Engineering7 min read

Audio Lag in Remote Pair Programming and a Practical Checklist to Stay Under 150ms

by Alex

Audio Lag in Remote Pair Programming and a Practical Checklist to Stay Under 150ms

Audio lag is the hidden tax on remote pairing

In remote pair programming, audio is the control surface. When the sound is late, every micro-decision gets slower: clarifying questions come too late, interruptions pile up, and the pair stops thinking as one unit.

Teams often notice video stutter first, but “conversational latency” is usually what breaks flow. The target most teams should care about is simple: keep one-way conversational latency under ~150ms. That’s the point where turn-taking still feels natural and “overlap” stays rare.
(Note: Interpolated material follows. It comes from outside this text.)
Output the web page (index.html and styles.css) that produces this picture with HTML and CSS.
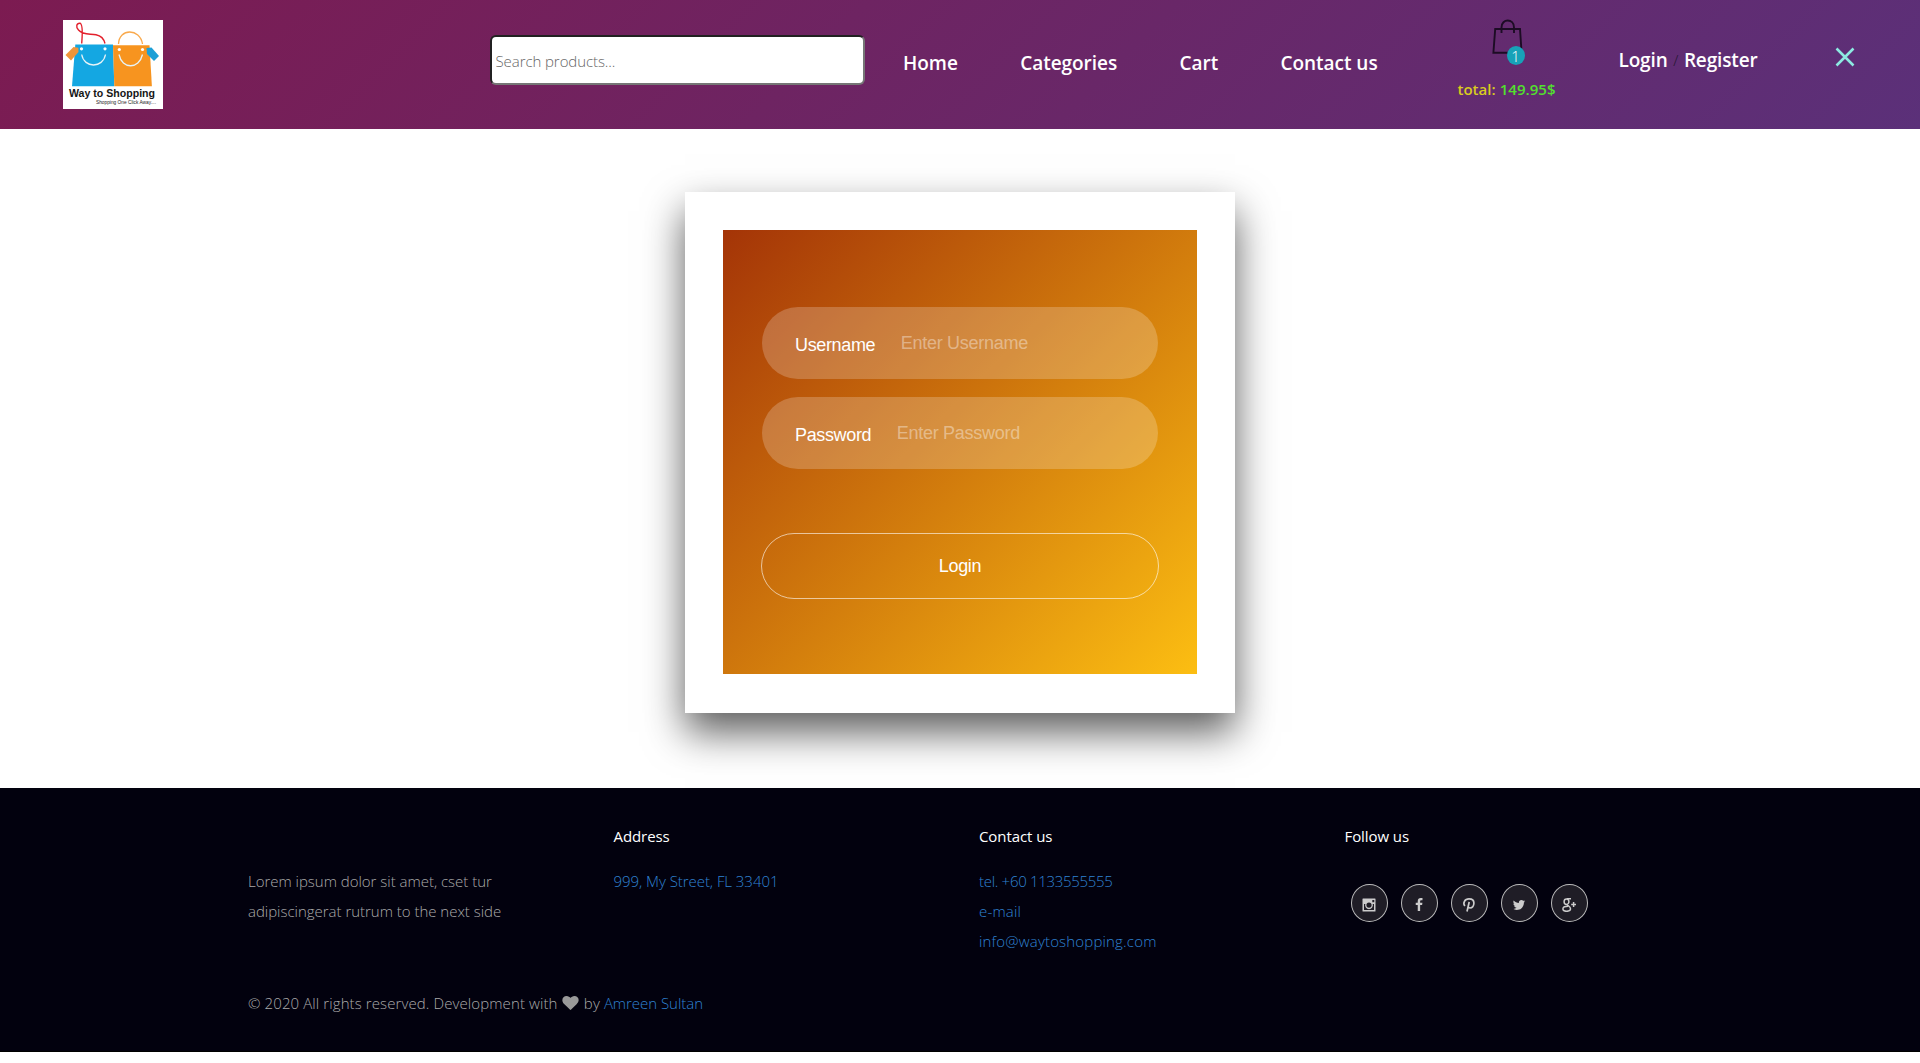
FILE: index.html
```html
<!DOCTYPE html>
<html lang="en">
<head>
<meta charset="utf-8">
<title>Way to Shopping - Login</title>
<link rel="stylesheet" href="styles.css">
</head>
<body>
<header class="site-header">
  <a class="logo" href="#">
    <svg viewBox="0 0 100 89" width="100" height="89">
      <rect width="100" height="89" fill="#fff"/>
      <path d="M12.3 24.5H50l1.3 41.8H9z" fill="#14a7e2"/>
      <path d="M50 25.2h36.5l2.4 41.1H51.3z" fill="#f7941f"/>
      <path d="M18.7 23.5C19.2 16 20.5 4.500 17 3.200C13.500 3 12.500 7 15.500 10C20 15.500 27 13.500 33 14.700C38.500 15.800 41 19 42 23.500" fill="none" stroke="#e3202c" stroke-width="1.400"/>
      <path d="M55.500 24C56 8 77 8 79.500 24" fill="none" stroke="#f9a94c" stroke-width="1.300"/>
      <path d="M18.700 34.500C21 48.500 40 48.500 42.500 34.500M56 34.500C59 49.500 76 49.500 79.500 34.500" fill="none" stroke="#e6f3f7" stroke-width="1.300"/>
      <circle cx="18.500" cy="28.800" r="1.600" fill="#fff"/><circle cx="42" cy="28.800" r="1.600" fill="#fff"/>
      <circle cx="56.300" cy="29.500" r="1.600" fill="#fff"/><circle cx="79.500" cy="29.500" r="1.600" fill="#fff"/>
      <path d="M10.500 27l4.800.800.200 4.200-7.500 8.500L2.500 35z" fill="#f0953a"/>
      <path d="M83.500 28l5-.500 7.500 8.500-5 5-7-7z" fill="#1c9fd6"/>
      <text x="6" y="77" class="logo-name" textLength="86" lengthAdjust="spacingAndGlyphs">Way to Shopping</text>
      <text x="33" y="84.300" class="logo-tag" textLength="60" lengthAdjust="spacingAndGlyphs">Shopping One Click Away....</text>
    </svg>
  </a>
  <input class="search" type="text" placeholder="Search products...">
  <nav class="main-nav">
    <a href="#">Home</a><a href="#">Categories</a><a href="#">Cart</a><a href="#">Contact us</a>
  </nav>
  <div class="cart">
    <div class="cart-icon">
      <svg viewBox="0 0 34 38" width="34" height="38" fill="none" stroke="#1c0c24" stroke-width="1.900">
        <path d="M3.200 10h24.800l1.600 23.800H1.400z"/>
        <path d="M9.500 14V8.500C9.500-.8 22 -.8 22 8.500V14"/>
      </svg>
      <span class="badge">1</span>
    </div>
    <div class="total">total: <span class="amount">149.95$</span></div>
  </div>
  <div class="account"><a href="#">Login</a><span class="slash">/</span><a href="#">Register</a></div>
  <button class="close" aria-label="Close">
    <svg viewBox="0 0 20 20" width="20" height="20" stroke="#8deae2" stroke-width="2.500"><path d="M1.500 1.500l17 17M18.500 1.500l-17 17"/></svg>
  </button>
</header>

<main class="content">
  <div class="card">
    <form class="login">
      <label class="field"><span>Username</span><input type="text" placeholder="Enter Username"></label>
      <label class="field"><span>Password</span><input type="password" placeholder="Enter Password"></label>
      <button class="submit" type="button">Login</button>
    </form>
  </div>
</main>

<footer class="site-footer">
  <div class="columns">
    <div class="column about"><p>Lorem ipsum dolor sit amet, cset tur<br>adipiscingerat rutrum to the next side</p></div>
    <div class="column"><h4>Address</h4><a href="#">999, My Street, FL 33401</a></div>
    <div class="column">
      <h4>Contact us</h4>
      <a class="phone" href="#">tel. +60 1133555555</a>
      <a class="mail" href="#">e-mail</a>
      <a class="mail" href="#">info@waytoshopping.com</a>
    </div>
    <div class="column">
      <h4>Follow us</h4>
      <div class="social">
        <a href="#" aria-label="Instagram"><svg viewBox="0 0 14 14"><path fill-rule="evenodd" d="M1 .5h12q.5 0 .5.500v12q0 .5-.5.500H1q-.5 0-.5-.5V1Q.5.500 1 .500zM10.300 2v2.200h2V2zM2 6v6h10V6h-1.300a3.900 3.900 0 1 1-7.400 0zM7 4.500a2.600 2.600 0 1 0 0 5.200 2.600 2.600 0 0 0 0-5.200z"/></svg></a>
        <a href="#" aria-label="Facebook"><svg viewBox="0 0 1792 1792"><path d="M1343 12v264h-157q-86 0-116 36t-30 108v189h293l-39 296h-254v759h-306v-759h-255v-296h255v-218q0-186 104-288.500t277-102.500q147 0 228 12z"/></svg></a>
        <a href="#" aria-label="Pinterest"><svg viewBox="0 0 14 14"><path d="M2.900 8C.5 5 2.700.9 7 .9c3.200 0 4.900 1.900 4.900 4.200 0 2.800-1.700 4.900-3.900 4.900-1.100 0-1.900-.6-2.200-1.300M7.200 4L5 13.500" fill="none" stroke="#ccc" stroke-width="1.700"/></svg></a>
        <a href="#" aria-label="Twitter"><svg viewBox="0 0 1792 1792"><path d="M1684 408q-67 98-162 167 1 14 1 42 0 130-38 259.500t-115.500 248.500-184.500 210.500-258 146-323 54.500q-271 0-496-145 35 4 78 4 225 0 401-138-105-2-188-64.500t-114-159.500q33 5 61 5 43 0 85-11-112-23-185.500-111.500t-73.500-205.500v-4q68 38 146 41-66-44-105-115t-39-154q0-88 44-163 121 149 294.500 238.500t371.500 99.500q-8-38-8-74 0-134 94.500-228.500t228.500-94.500q140 0 236 102 109-21 205-78-37 115-142 178 93-10 186-50z"/></svg></a>
        <a href="#" aria-label="Google Plus"><svg viewBox="0 0 14 14"><g fill="none" stroke="#ccc" stroke-width="1.500"><ellipse cx="4.500" cy="3.700" rx="2.400" ry="2.700"/><path d="M9 .8H4.800M5.500 6.300C4.500 7.800 8.500 8 8.500 10.800 8.500 14 .9 14.200.9 11 .9 9 3.200 8.300 6 8.300M9.200 6.500H14M11.600 4.100v4.800"/></g></svg></a>
      </div>
    </div>
  </div>
  <p class="copyright">© 2020 All rights reserved. Development with <svg class="heart" viewBox="0 128 1792 1536"><path d="M896 1664q-26 0-44-18l-624-602q-10-8-27.500-26t-55.500-65.500-68-97.500-53.500-121-23.500-138q0-220 127-344t351-124q62 0 126.500 21.500t120 58 95.500 68.500 76 68q36-36 76-68t95.500-68.500 120-58 126.500-21.500q224 0 351 124t127 344q0 221-229 450l-623 600q-18 18-44 18z"/></svg> by <a href="#">Amreen Sultan</a></p>
</footer>
</body>
</html>
```
FILE: styles.css
```css
* { box-sizing: border-box; }

body {
  margin: 0;
  background: #fff;
  color: #aaa;
  font: 300 15px/30px "Open Sans", "Noto Sans", sans-serif;
}

a { color: inherit; text-decoration: none; }
p, h4 { margin: 0; }

/* Header */
.site-header {
  display: flex;
  align-items: flex-start;
  height: 129px;
  padding-left: 63px;
  background: linear-gradient(135deg, #7c1b51, #5b3079);
}

.logo { margin-top: 20px; }
.logo svg { display: block; }
.logo-name { font: bold 11.5px "Liberation Sans", Arial, sans-serif; fill: #161616; }
.logo-tag { font: 5px "Liberation Sans", Arial, sans-serif; fill: #222; }

.search {
  width: 375px;
  height: 50px;
  margin: 35px 0 0 327px;
  padding: 1px 3.5px 0;
  border: 2px inset #767676;
  border-radius: 6px;
  background: #fff;
  font: inherit;
  letter-spacing: -.08px;
}
.search::placeholder { color: #666; opacity: 1; }

.main-nav {
  display: flex;
  gap: 62.3px;
  width: 475px;
  margin: 47.5px 0 0 38px;
  color: #fff;
  font-size: 19px;
  font-weight: 600;
  white-space: nowrap;
}

.main-nav a { letter-spacing: -.03px; }

.cart {
  display: flex;
  flex-direction: column;
  align-items: center;
  width: 100px;
  margin: 19px 0 0 78.5px;
}

.cart-icon { position: relative; height: 55px; width: 30px; }
.cart-icon svg { display: block; }

.badge {
  position: absolute;
  left: 15px;
  top: 27px;
  width: 18px;
  height: 19px;
  border-radius: 50%;
  background: #17a2b8;
  color: #fff;
  font-size: 15px;
  line-height: 20px;
  text-align: center;
}

.total { color: #d9cc1e; font-weight: 600; letter-spacing: .05px; white-space: nowrap; }
.amount { color: #52e02d; }

.account {
  display: flex;
  width: 139px;
  margin: 44.5px 0 0 62px;
  color: #fff;
  font-size: 19px;
  font-weight: 600;
  letter-spacing: -.15px;
}

.slash { width: 16.5px; color: #21152f; font-size: 15px; font-weight: 300; text-align: center; }

.close {
  margin: 46.5px 0 0 77px;
  padding: 0;
  border: 0;
  background: none;
  line-height: 0;
}

/* Login card */
.content { display: flex; justify-content: center; padding: 63px 0 75px; }

.card {
  width: 550px;
  height: 521px;
  padding: 38px;
  background: #fff;
  box-shadow: 0 19px 38px rgba(0, 0, 0, .64);
}

.login {
  display: flex;
  flex-direction: column;
  height: 444px;
  padding: 77px 38px 75px;
  background: linear-gradient(135deg, #a43407, #fcbe12);
  font: 18px/30px "Liberation Sans", Arial, sans-serif;
  letter-spacing: -.35px;
}

.field {
  display: flex;
  align-items: center;
  height: 72px;
  margin: 0 1px 18px;
  padding: 0 33px;
  border-radius: 36px;
  background: rgba(255, 255, 255, .21);
  color: #fff;
}

.field span { margin: 3px 25.5px 0 0; }

.field input {
  flex: 1;
  min-width: 0;
  padding: 0;
  border: 0;
  background: none;
  color: #fff;
  font: inherit;
  letter-spacing: -.28px;
}
.field input::placeholder { color: rgba(255, 255, 255, .4); opacity: 1; }

.submit {
  height: 66px;
  margin-top: auto;
  border: 1px solid rgba(255, 255, 255, .6);
  border-radius: 33px;
  background: none;
  color: #fff;
  font: inherit;
  letter-spacing: inherit;
}

/* Footer */
.site-footer {
  height: 264px;
  padding: 33px 210px 0 248px;
  border-bottom: 1px solid #000;
  background: #02010e;
}

.columns { display: grid; grid-template-columns: repeat(4, 365.5px); height: 135px; }
.column a { display: block; width: max-content; color: #2f82d2; letter-spacing: -.05px; }
.column .phone { letter-spacing: -.3px; }
.column .mail { letter-spacing: .18px; }
.about { padding-top: 45px; }
.about p { letter-spacing: -.02px; }

h4 { margin-bottom: 15px; color: #fff; font-size: 15px; font-weight: 400; letter-spacing: -.08px; }

.social { display: flex; gap: 13px; padding: 18px 0 0 6.5px; }

.column .social a {
  display: flex;
  align-items: center;
  justify-content: center;
  width: 37px;
  height: 38px;
  padding: 4px 1px 0 0;
  border: 1px solid #bbb;
  border-radius: 50%;
  background: #1f1d26;
}

.social svg { width: 14px; height: 14px; fill: #ccc; }

.copyright { margin-top: 32px; letter-spacing: .1px; }
.copyright a { color: #2f82d2; letter-spacing: -.04px; }
.heart { width: 17px; height: 14px; margin: 0 .7px; fill: #999; vertical-align: -1px; }
```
This is a practical checklist for spotting audio lag, measuring it without fancy tools, and fixing it at the source—network, device chain, or call setup. If remote pairing is a core workflow, a purpose-built tool like tuple.app helps because it’s designed around crisp audio and low-latency interaction instead of being a generic meeting room.

What “conversational latency” means in pairing

There are multiple kinds of delay, and mixing them up leads to the wrong fixes.

  • Capture and processing delay: mic → OS audio stack → noise suppression/AGC → app encoding.
  • Network delay and jitter: the time to traverse the network plus variability between packets.
  • Playout delay: buffering on the receiver to smooth jitter.
  • Echo control side effects: acoustic echo cancellation can add buffering or make people sound “far away” when the system is struggling.

In pairing, the critical experience is turn-taking. When latency is low, a “wait—stop there” lands in time. When it’s high, you end up speaking over each other, or you both hesitate, and the session becomes a sequence of serialized monologues.

The hidden costs you can see in your engineering metrics

Audio lag doesn’t just “feel annoying.” It creates predictable, measurable drag:

  • More rework: late corrections arrive after the code change is already made.
  • Lower bandwidth of collaboration: fewer quick check-ins, more long explanations.
  • Longer sessions: pairing time expands to compensate for lost micro-iterations.
  • Higher cognitive load: people start managing the call instead of the code.
  • More friction for juniors: they rely on rapid feedback loops; delay makes coaching feel blunt.

If you already capture collaboration signals from calls, it helps to feed them into a single intake stream so issues don’t vanish into “it was probably my Wi‑Fi.” The same discipline you’d use for consolidating pings and tickets applies here: define a minimum reproduction checklist and a place to log it.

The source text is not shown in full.